Yeah, that one is easy. Self doubt, worry, and stress.That's what drains me now, so I think it's safe to say that if I were a superhero it would still be the case.
As a christian I know better than to allow these things to rule me. But they are sneaky little demons, slinking their way into my thoughts and my dreams. They start small, but slowly build and grow until they overwhelm me spirit and cut me off from all that I hold truly dear.

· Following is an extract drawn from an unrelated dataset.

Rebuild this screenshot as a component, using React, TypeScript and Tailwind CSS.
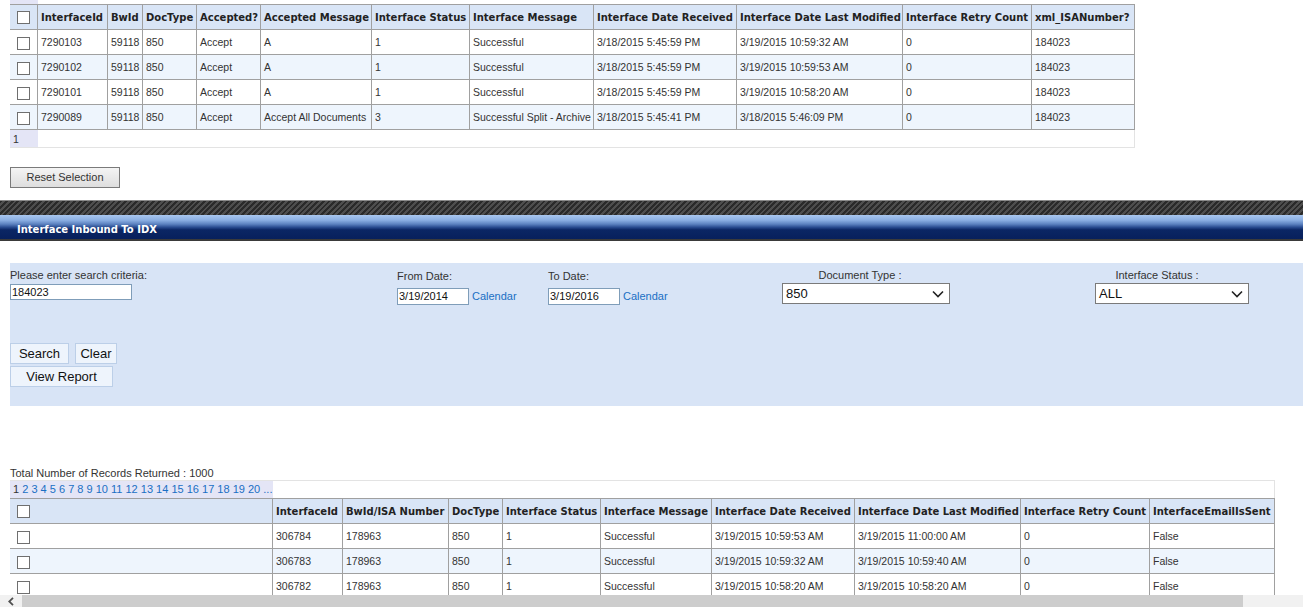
import React from "react";

const topCols = [
  "w-[28px]", "w-[70px]", "w-[35px]", "w-[54px]", "w-[64px]", "w-[111px]",
  "w-[98px]", "w-[124px]", "w-[143px]", "w-[166px]", "w-[129px]", "w-[103px]",
];
const topHeaders = [
  "InterfaceId", "BwId", "DocType", "Accepted?", "Accepted Message", "Interface Status",
  "Interface Message", "Interface Date Received", "Interface Date Last Modified",
  "Interface Retry Count", "xml_ISANumber?",
];
const topRows = [
  ["7290103", "59118", "850", "Accept", "A", "1", "Successful", "3/18/2015 5:45:59 PM", "3/19/2015 10:59:32 AM", "0", "184023"],
  ["7290102", "59118", "850", "Accept", "A", "1", "Successful", "3/18/2015 5:45:59 PM", "3/19/2015 10:59:53 AM", "0", "184023"],
  ["7290101", "59118", "850", "Accept", "A", "1", "Successful", "3/18/2015 5:45:59 PM", "3/19/2015 10:58:20 AM", "0", "184023"],
  ["7290089", "59118", "850", "Accept", "Accept All Documents", "3", "Successful Split - Archive", "3/18/2015 5:45:41 PM", "3/18/2015 5:46:09 PM", "0", "184023"],
];

const botCols = [
  "w-[263px]", "w-[70px]", "w-[106px]", "w-[54px]", "w-[98px]", "w-[111px]",
  "w-[143px]", "w-[166px]", "w-[129px]", "w-[125px]",
];
const botHeaders = [
  "InterfaceId", "BwId/ISA Number", "DocType", "Interface Status", "Interface Message",
  "Interface Date Received", "Interface Date Last Modified", "Interface Retry Count", "InterfaceEmailIsSent",
];
const botRows = [
  ["306784", "178963", "850", "1", "Successful", "3/19/2015 10:59:53 AM", "3/19/2015 11:00:00 AM", "0", "False"],
  ["306783", "178963", "850", "1", "Successful", "3/19/2015 10:59:32 AM", "3/19/2015 10:59:40 AM", "0", "False"],
  ["306782", "178963", "850", "1", "Successful", "3/19/2015 10:58:20 AM", "3/19/2015 10:58:20 AM", "0", "False"],
];

const thCls =
  "h-[26px] p-0 pl-[3px] border-t border-b border-r border-[#a0a0a0] bg-[#d9e5f6] text-left align-middle font-bold font-['DejaVu_Sans',sans-serif] text-[10px] text-[#222] whitespace-nowrap overflow-hidden";
const tdCls =
  "h-[25px] p-0 pt-[2px] pl-[3px] border-b border-r border-[#a0a0a0] text-left align-middle text-[10.5px] text-[#333] whitespace-nowrap overflow-hidden";

function Check() {
  return <span className="block w-[13px] h-[13px] border border-[#6f6f6f] bg-white" />;
}

function Chevron() {
  return (
    <svg width="12" height="8" viewBox="0 0 12 8" className="shrink-0">
      <polyline points="1,1.5 6,6.5 11,1.5" fill="none" stroke="#222" strokeWidth="1.6" />
    </svg>
  );
}

function Grid({
  cols, headers, rows,
}: { cols: string[]; headers: string[]; rows: string[][] }) {
  return (
    <table className="table-fixed border-separate border-spacing-0">
      <colgroup>
        {cols.map((c, i) => (
          <col key={i} className={c} />
        ))}
      </colgroup>
      <thead>
        <tr>
          <th className={thCls + " pl-[7px]"}>
            <Check />
          </th>
          {headers.map((h) => (
            <th key={h} className={thCls}>
              {h}
            </th>
          ))}
        </tr>
      </thead>
      <tbody>
        {rows.map((r, ri) => (
          <tr key={ri} className={ri % 2 === 1 ? "bg-[#eef5fd]" : "bg-white"}>
            <td className={tdCls + " pl-[7px]"}>
              <Check />
            </td>
            {r.map((v, ci) => (
              <td key={ci} className={tdCls}>
                {v}
              </td>
            ))}
          </tr>
        ))}
      </tbody>
    </table>
  );
}

export default function App() {
  const pages = ["2", "3", "4", "5", "6", "7", "8", "9", "10", "11", "12", "13", "14", "15", "16", "17", "18", "19", "20", "..."];
  return (
    <div className="w-[1303px] h-[607px] flex flex-col overflow-hidden bg-white font-['Liberation_Sans',Arial,sans-serif]">
      <div className="flex-1 overflow-hidden">
        {/* top grid */}
        <div className="pl-[10px]">
          <div className="h-[4px] w-[28px] bg-[#e4e5f6]" />
          <Grid cols={topCols} headers={topHeaders} rows={topRows} />
          <div className="flex w-[1125px] h-[18px] border-b border-r border-[#e3e3e3]">
            <div className="w-[28px] bg-[#e4e5f6] pl-[3px] pt-[1px] text-[10.5px] text-[#333] leading-[17px]">1</div>
          </div>
          <button className="mt-[19px] w-[110px] h-[21px] border border-[#7a7a7a] bg-[linear-gradient(to_bottom,#f4f4f4,#dedede)] text-[11px] text-[#333]">
            Reset Selection
          </button>
        </div>

        {/* section header */}
        <div className="mt-[12px] h-[15px] border-t border-[#8a8a8a] bg-[repeating-linear-gradient(135deg,#2a2a2a_0px,#2a2a2a_2px,#4e4e4e_2px,#4e4e4e_4px)]" />
        <div className="h-[24px] pl-[17px] pt-[9px] bg-[linear-gradient(to_bottom,#a9c7ef_0%,#8aaee2_22%,#5c82c0_38%,#26488c_52%,#0b2664_62%,#07205c_100%)]">
          <div className="font-['DejaVu_Sans',sans-serif] font-bold text-[10px] leading-[12px] text-white">
            Interface Inbound To IDX
          </div>
        </div>
        <div className="h-[2px] bg-[#3a3a3a]" />

        {/* search panel */}
        <div className="mt-[22px] ml-[10px] h-[143px] bg-[#d8e4f6] flex items-start">
          <div className="w-[387px] pt-[6px]">
            <div className="text-[11px] leading-[13px] text-[#333]">Please enter search criteria:</div>
            <div className="mt-[2px] w-[122px] h-[16px] border border-[#7f9db9] bg-white text-[11px] leading-[14px] pl-[1px] text-[#111]">
              184023
            </div>
            <div className="mt-[43px] flex gap-[6px]">
              <button className="w-[59px] h-[21px] border border-[#bccfe8] bg-[#eef4fc] text-[13px] text-[#111]">Search</button>
              <button className="w-[42px] h-[21px] border border-[#bccfe8] bg-[#eef4fc] text-[13px] text-[#111]">Clear</button>
            </div>
            <button className="mt-[1px] w-[103px] h-[21px] border border-[#bccfe8] bg-[#eef4fc] text-[13px] text-[#111]">View Report</button>
          </div>
          <div className="w-[151px] pt-[7px]">
            <div className="text-[11px] leading-[13px] text-[#333]">From Date:</div>
            <div className="mt-[5px] flex items-center">
              <div className="w-[72px] h-[17px] border border-[#7f9db9] bg-white text-[11px] leading-[15px] pl-[1px] text-[#111]">3/19/2014</div>
              <span className="ml-[3px] text-[11px] leading-[13px] text-[#1a6fc4]">Calendar</span>
            </div>
          </div>
          <div className="w-[234px] pt-[7px]">
            <div className="text-[11px] leading-[13px] text-[#333]">To Date:</div>
            <div className="mt-[5px] flex items-center">
              <div className="w-[72px] h-[17px] border border-[#7f9db9] bg-white text-[11px] leading-[15px] pl-[1px] text-[#111]">3/19/2016</div>
              <span className="ml-[3px] text-[11px] leading-[13px] text-[#1a6fc4]">Calendar</span>
            </div>
          </div>
          <div className="w-[313px] pt-[6px]">
            <div className="w-[156px] text-center text-[11px] leading-[13px] text-[#333]">Document Type :</div>
            <div className="mt-[1px] w-[168px] h-[21px] border border-[#7a7a7a] bg-white flex items-center justify-between pl-[3px] pr-[5px]">
              <span className="text-[13px] text-[#111]">850</span>
              <Chevron />
            </div>
          </div>
          <div className="pt-[6px]">
            <div className="w-[124px] text-center text-[11px] leading-[13px] text-[#333]">Interface Status :</div>
            <div className="mt-[1px] w-[154px] h-[21px] border border-[#7a7a7a] bg-white flex items-center justify-between pl-[3px] pr-[5px]">
              <span className="text-[13px] text-[#111]">ALL</span>
              <Chevron />
            </div>
          </div>
        </div>

        {/* results */}
        <div className="pl-[10px]">
          <div className="mt-[61px] text-[11px] leading-[13px] text-[#333]">Total Number of Records Returned : 1000</div>
          <div className="flex w-[1265px] h-[18px] border-t border-r border-[#e3e3e3]">
            <div className="w-[263px] bg-[#e4e5f6] pl-[3px] text-[11px] leading-[17px] whitespace-nowrap">
              <span className="text-[#333]">1</span>
              {pages.map((p) => (
                <span key={p} className="text-[#1a6fc4]">
                  {" "}
                  {p}
                </span>
              ))}
            </div>
          </div>
          <Grid cols={botCols} headers={botHeaders} rows={botRows} />
        </div>
      </div>

      {/* horizontal scrollbar */}
      <div className="h-[12px] flex shrink-0">
        <div className="w-[22px] bg-[#f1f1f1] flex items-center justify-center">
          <svg width="6" height="9" viewBox="0 0 6 9">
            <polyline points="5,0.8 1.2,4.5 5,8.2" fill="none" stroke="#505050" strokeWidth="1.8" />
          </svg>
        </div>
        <div className="w-[1221px] bg-[#cdcdcd]" />
        <div className="flex-1 bg-[#f1f1f1]" />
      </div>
    </div>
  );
}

Can I tell you a secret? These demons have come very close to destroying my marriage. My worry, stress and doubt coupled with his drove a wedge in our relationship. It created a deep well of hurt and uncertainty. But we are overcoming this. We are working together to rebuild what has been torn apart. And we will succeed. Because we truly love each other, and because we are joined together by God on this life journey. He is my rock, my shelter, my best friend, my biggest fan. The man placed in my life by God himself to be my other half, my mate, my earthly comfort and support. And with him and God, I can overcome my kryptonite. The 3 of us are a team. I may not be a true superhero, but with God and my hubby beside me I know I can do anything I am called to do.
Life is scary sometimes and we aren't superheros with superpowers. But we have a Father who has all the power. And in my case I have a partner who is my reason for living, for facing each day head on. That is a mighty and powerful thing. I will take it over superpowers any day.